Tuesday, August 6, 2013

The Deteriorating Dutch Economy and the Euro

After I just mentioned in a previous post, Europe and Euro Still in Hot Waters , that more and more European pundits are becoming pessimistic about the Euro-zone, now several media report about the deteriorating situation in the Netherlands.

First, Floyd Norris reports in the New York Times, Jobs Recovery in Europe Is Also Painfully Slow, that:

"The number of unemployed workers in the euro zone fell in June, the European Union’s statistical agency estimated this week. The decline was not large — 24,000 jobs, or 0.1 percent of the 19.3 million people out of work in May. But it was the first month in more than two years that there had been a decline."

 But then the article continues:

 " how little improvement there has been in most of the Euro zone countries shown. Germany is the striking exception to that, of course, and the number of unemployed in the United States has been falling steadily if slowly, since 2010. On Friday, the government reported that the American unemployment rate fell to 7.4 percent in July, the lowest since December 2008. The number of people out of work in Britain (i.e. not a Euro-zone member) fell in 2012 but has stabilized in recent months.....

Perhaps the most extraordinary development has been in the Netherlands, where the number of unemployed workers has begun to rise rapidly after rising relatively slowly early in the credit crisis. Nonetheless, the latest unemployment rate for the Netherlands is only 6.8 percent, a figure that is lower than that of either the United States or Britain and about half the rate in Ireland."

                                                  Unemployment in the Euro-zone (New York Times)

                                          Unemployment in individual EU countries (New York Times)
Also, the British magazine The Economist wrote a critical story about Euro-developments in the Netherlands, A founding member’s apostasy Fanned by Geert Wilders, Dutch Euroscepticism is on the rise. The Economist first describes the positive role the Dutch have played in Europe:

"The Cosmopolitan Netherlands once stood at the heart of the cause of European integration. The country was among the founding members of the European Union and of the Schengen open-border treaty. With its economy looking to Germany, its cultural aspirations to France, and its political liberalism to Britain, and with an educated class that spoke all three of those countries’ languages as a matter of course, the Dutch saw themselves as the ideal mediators in the European project."

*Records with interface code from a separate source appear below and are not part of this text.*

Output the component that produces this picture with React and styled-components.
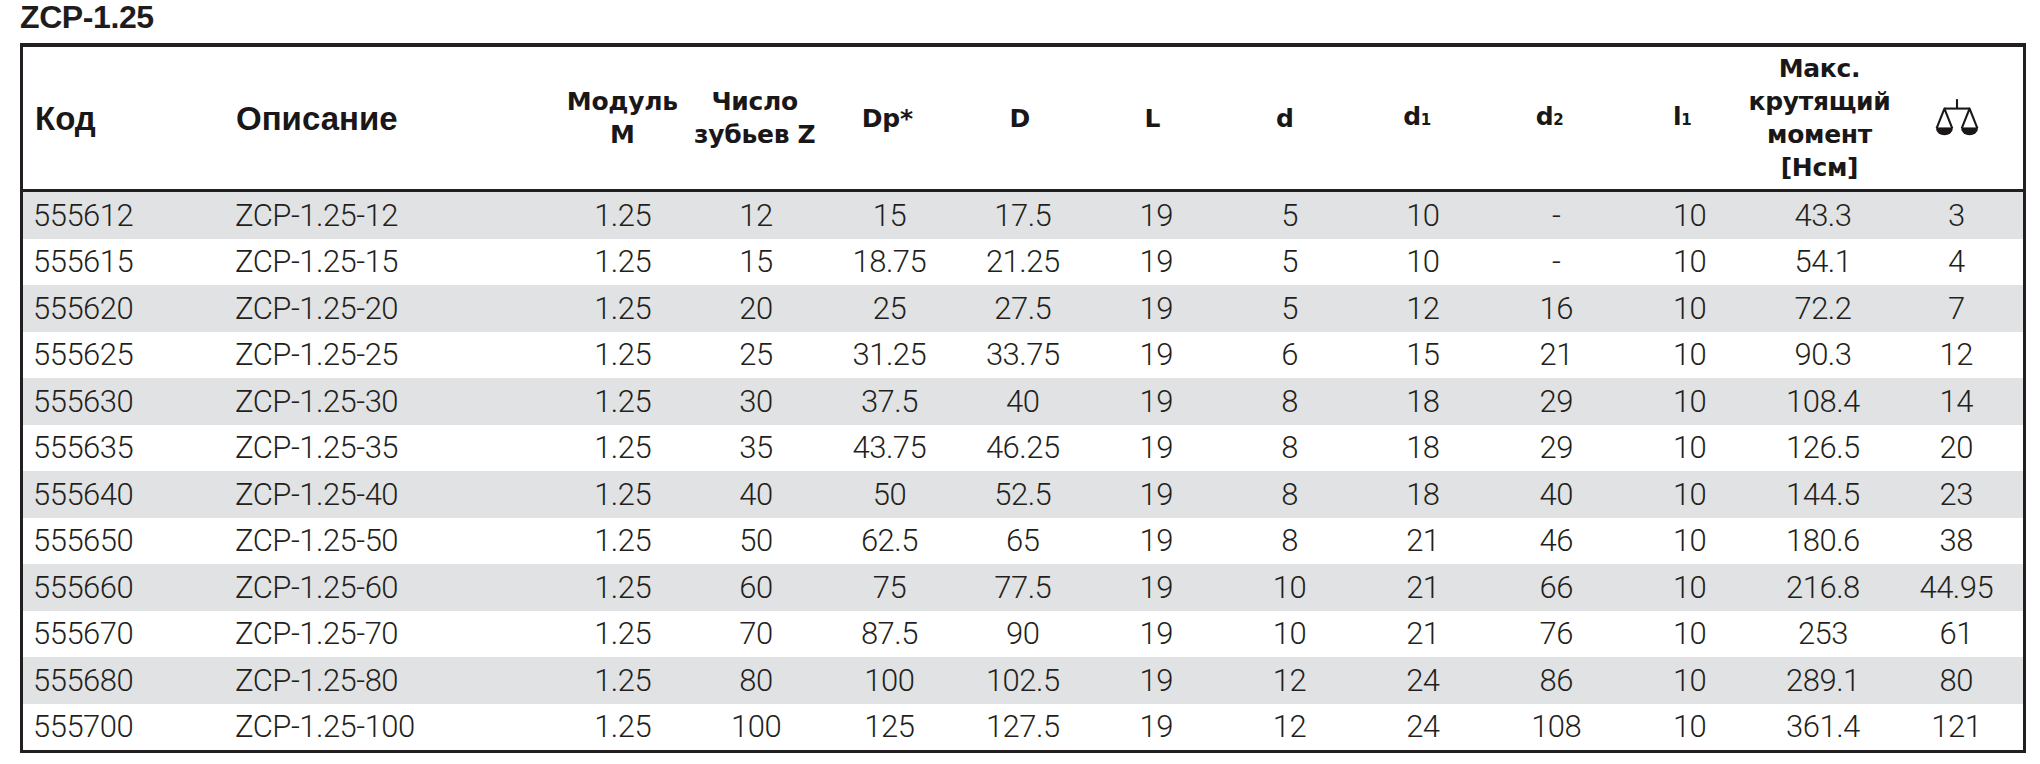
import React from 'react';
import styled, {createGlobalStyle} from 'styled-components';

const GlobalStyle = createGlobalStyle`
  html, body { margin: 0; padding: 0; background: #fff; }
  body { font-family: "Roboto", "Liberation Sans", sans-serif; color: #231f20; }
`;

const COLS = '198px 335px repeat(11, 1fr)';

const Page = styled.div`
  padding: 1px 0 0 20px;
  width: 2006px;
`;

const Title = styled.h1`
  margin: 0 0 10px 0;
  font-family: "Liberation Sans", Arial, sans-serif;
  font-weight: bold;
  font-size: 32px;
  line-height: 32px;
  letter-spacing: -0.4px;
  color: #1f1c1d;
`;

const Table = styled.div`
  width: 2006px;
  box-sizing: border-box;
  border: 3px solid #231f20;
  border-top-width: 4px;
`;

const HeadRow = styled.div`
  display: grid;
  grid-template-columns: ${COLS};
  height: 142px;
  border-bottom: 3px solid #231f20;
`;

const HeadCell = styled.div`
  display: flex;
  align-items: center;
  justify-content: ${p => (p.$left ? 'flex-start' : 'center')};
  padding-left: ${p => p.$pad || 0}px;
  text-align: center;
  font-family: ${p => (p.$big ? '"Liberation Sans", Arial' : '"DejaVu Sans"')}, sans-serif;
  font-weight: bold;
  font-size: ${p => (p.$big ? 33 : 25)}px;
  line-height: 33px;
  color: #1a1718;
  letter-spacing: ${p => (p.$big ? '0' : '-0.3px')};
`;

const Sub = styled.span`
  font-size: 15px;
  letter-spacing: 0;
`;

const Row = styled.div`
  display: grid;
  grid-template-columns: ${COLS};
  height: 46.5px;
  background: ${p => (p.$striped ? '#e1e2e4' : '#fff')};
`;

const Cell = styled.div`
  display: flex;
  align-items: center;
  justify-content: ${p => (p.$left ? 'flex-start' : 'center')};
  padding-left: ${p => p.$pad || 0}px;
  font-family: "Roboto", "Liberation Sans", sans-serif;
  font-weight: 300;
  font-size: 31px;
  letter-spacing: -0.5px;
  color: #231f20;
  white-space: nowrap;
`;

const Scale = () => (
  <svg width="44" height="38" viewBox="0 0 42 36" fill="none">
    <g stroke="#1a1718" strokeWidth="2" strokeLinejoin="round">
      <line x1="21" y1="0" x2="21" y2="9" />
      <line x1="9" y1="9" x2="33" y2="9" />
      <polyline points="1.5,28 9,9 16.5,28" />
      <polyline points="25.5,28 33,9 40.5,28" />
      <line x1="1.5" y1="28" x2="16.5" y2="28" />
      <line x1="25.5" y1="28" x2="40.5" y2="28" />
    </g>
    <path d="M1 28 A8 6.5 0 0 0 17 28 Z" fill="#1a1718" />
    <path d="M25 28 A8 6.5 0 0 0 41 28 Z" fill="#1a1718" />
  </svg>
);

const rows = [
  ['555612', 'ZCP-1.25-12', '1.25', '12', '15', '17.5', '19', '5', '10', '-', '10', '43.3', '3'],
  ['555615', 'ZCP-1.25-15', '1.25', '15', '18.75', '21.25', '19', '5', '10', '-', '10', '54.1', '4'],
  ['555620', 'ZCP-1.25-20', '1.25', '20', '25', '27.5', '19', '5', '12', '16', '10', '72.2', '7'],
  ['555625', 'ZCP-1.25-25', '1.25', '25', '31.25', '33.75', '19', '6', '15', '21', '10', '90.3', '12'],
  ['555630', 'ZCP-1.25-30', '1.25', '30', '37.5', '40', '19', '8', '18', '29', '10', '108.4', '14'],
  ['555635', 'ZCP-1.25-35', '1.25', '35', '43.75', '46.25', '19', '8', '18', '29', '10', '126.5', '20'],
  ['555640', 'ZCP-1.25-40', '1.25', '40', '50', '52.5', '19', '8', '18', '40', '10', '144.5', '23'],
  ['555650', 'ZCP-1.25-50', '1.25', '50', '62.5', '65', '19', '8', '21', '46', '10', '180.6', '38'],
  ['555660', 'ZCP-1.25-60', '1.25', '60', '75', '77.5', '19', '10', '21', '66', '10', '216.8', '44.95'],
  ['555670', 'ZCP-1.25-70', '1.25', '70', '87.5', '90', '19', '10', '21', '76', '10', '253', '61'],
  ['555680', 'ZCP-1.25-80', '1.25', '80', '100', '102.5', '19', '12', '24', '86', '10', '289.1', '80'],
  ['555700', 'ZCP-1.25-100', '1.25', '100', '125', '127.5', '19', '12', '24', '108', '10', '361.4', '121'],
];

const App = () => {
  return (
    <>
      <GlobalStyle />
      <Page>
        <Title>ZCP-1.25</Title>
        <Table>
          <HeadRow>
            <HeadCell $big $left $pad={12}>Код</HeadCell>
            <HeadCell $big $left $pad={15}>Описание</HeadCell>
            <HeadCell><span>Модуль<br />M</span></HeadCell>
            <HeadCell><span>Число<br />зубьев Z</span></HeadCell>
            <HeadCell>Dp*</HeadCell>
            <HeadCell>D</HeadCell>
            <HeadCell>L</HeadCell>
            <HeadCell>d</HeadCell>
            <HeadCell><span>d<Sub>1</Sub></span></HeadCell>
            <HeadCell><span>d<Sub>2</Sub></span></HeadCell>
            <HeadCell><span>l<Sub>1</Sub></span></HeadCell>
            <HeadCell><span>Макс.<br />крутящий<br />момент<br />[Нсм]</span></HeadCell>
            <HeadCell><Scale /></HeadCell>
          </HeadRow>
          {rows.map((r, i) => (
            <Row key={r[0]} $striped={i % 2 === 0}>
              <Cell $left $pad={10}>{r[0]}</Cell>
              <Cell $left $pad={14}>{r[1]}</Cell>
              {r.slice(2).map((v, j) => (
                <Cell key={j}>{v}</Cell>
              ))}
            </Row>
          ))}
        </Table>
      </Page>
    </>
  );
};

export default App;
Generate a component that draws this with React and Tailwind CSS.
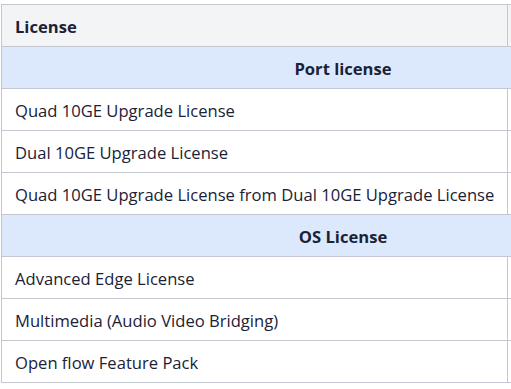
import React from 'react';

const sections = [
    {
        title: 'Port license',
        rows: [
            'Quad 10GE Upgrade License',
            'Dual 10GE Upgrade License',
            'Quad 10GE Upgrade License from Dual 10GE Upgrade License',
        ],
    },
    {
        title: 'OS License',
        rows: [
            'Advanced Edge License',
            'Multimedia (Audio Video Bridging)',
            'Open flow Feature Pack',
        ],
    },
];

export default function App() {
    return (
        <div
            className="w-[511px] h-[389px] overflow-hidden bg-white pt-[4px] pl-[1px]"
            style={{ fontFamily: '"Open Sans", "Noto Sans", sans-serif' }}
        >
            <table className="w-[683px] table-fixed border-collapse text-[16.6px] text-[#1b2236]">
                <colgroup>
                    <col className="w-[506px]" />
                    <col className="w-[177px]" />
                </colgroup>
                <thead>
                    <tr className="h-[42px] bg-[#f3f4f6]">
                        <th className="border border-[#c3c7cf] px-[13px] pt-[3px] text-left font-bold">License</th>
                        <th className="border border-[#c3c7cf] px-[13px] pt-[3px] text-left font-bold"></th>
                    </tr>
                </thead>
                <tbody>
                    {sections.map((section) => (
                        <React.Fragment key={section.title}>
                            <tr className="h-[42px] bg-[#dce9fd]">
                                <td colSpan={2} className="border border-[#c3c7cf] px-[13px] pt-[3px] text-center font-bold">
                                    {section.title}
                                </td>
                            </tr>
                            {section.rows.map((row) => (
                                <tr key={row} className="h-[42px]">
                                    <td className="border border-[#c3c7cf] px-[13px] pt-[3px] whitespace-nowrap">{row}</td>
                                    <td className="border border-[#c3c7cf] px-[13px] pt-[3px]"></td>
                                </tr>
                            ))}
                        </React.Fragment>
                    ))}
                </tbody>
            </table>
        </div>
    );
}
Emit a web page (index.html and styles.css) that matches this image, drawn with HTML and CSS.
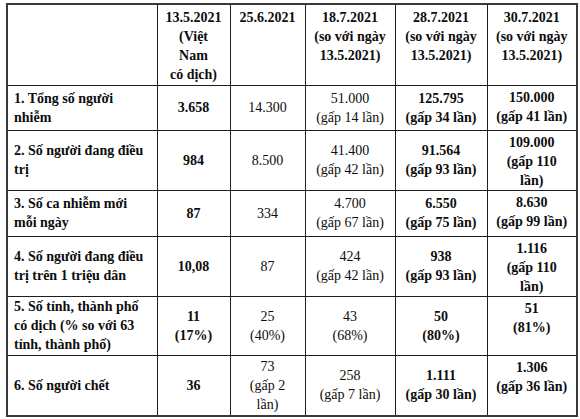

Then it moves to the current situation:

 "Those days are gone.......Mr Geert Wilders’s party (i.e. a firebrand rightwing politician) has taken advantage of rising Dutch anger over the euro crisis in the past two years by shifting the focus of its criticism from Islam to the EU."

The article refers to a recent Gallup poll, where European citizens were asked whether their country should leave the European Union. All EU countries rejected this, with the exception of the U.K. (!), where 55% said the UK should leave, and the Netherlands which was evenly split: 39% in favor and 39% against leaving.

The Economist continues:

"Anti-European feeling in the Netherlands is rooted in the deteriorating economy. The country weathered the first years of the euro crisis relatively unscathed, maintaining its AAA credit rating and a 4.5% unemployment rate, the lowest in Europe. With their privileged economic position, the Dutch blamed profligate southern Europeans for demanding support from the north. In 2011 they led the AAA countries (along with Germany, Finland and Austria) that demanded Europe harden its 3% budget-deficit limit as part of the price for that support. .........Yet as deficit-cutting progressed across Europe, the Dutch economy turned south. It has now been in recession for six quarters, with output 1.8% lower in May compared with a year earlier and unemployment rising to 6.8 %. Every economic projection has proved too optimistic."

No one can deny things have been brewing in Europe for quite a while now: from the heated situation in Greece and Portugal, to those of Spain, Italy, Ireland and France, now the economic deterioration is moving to the Netherlands. History is full of examples where a weakening economy has caused protests, unrest, and even civil wars and worse. As the American economist James Galbraith said in an interview posted earlier, " If I were in a position to counsel European authorities, which I do from the margins, I would say, you need to rethink your ideas quickly.  Time is not on your side on this issue."

The question is whether politics in the Netherlands (and the rest of Europe for that matter) is convinced of the urgency needed to convince the people that better times are ahead, and that it is the Euro which will help to achieve those better times.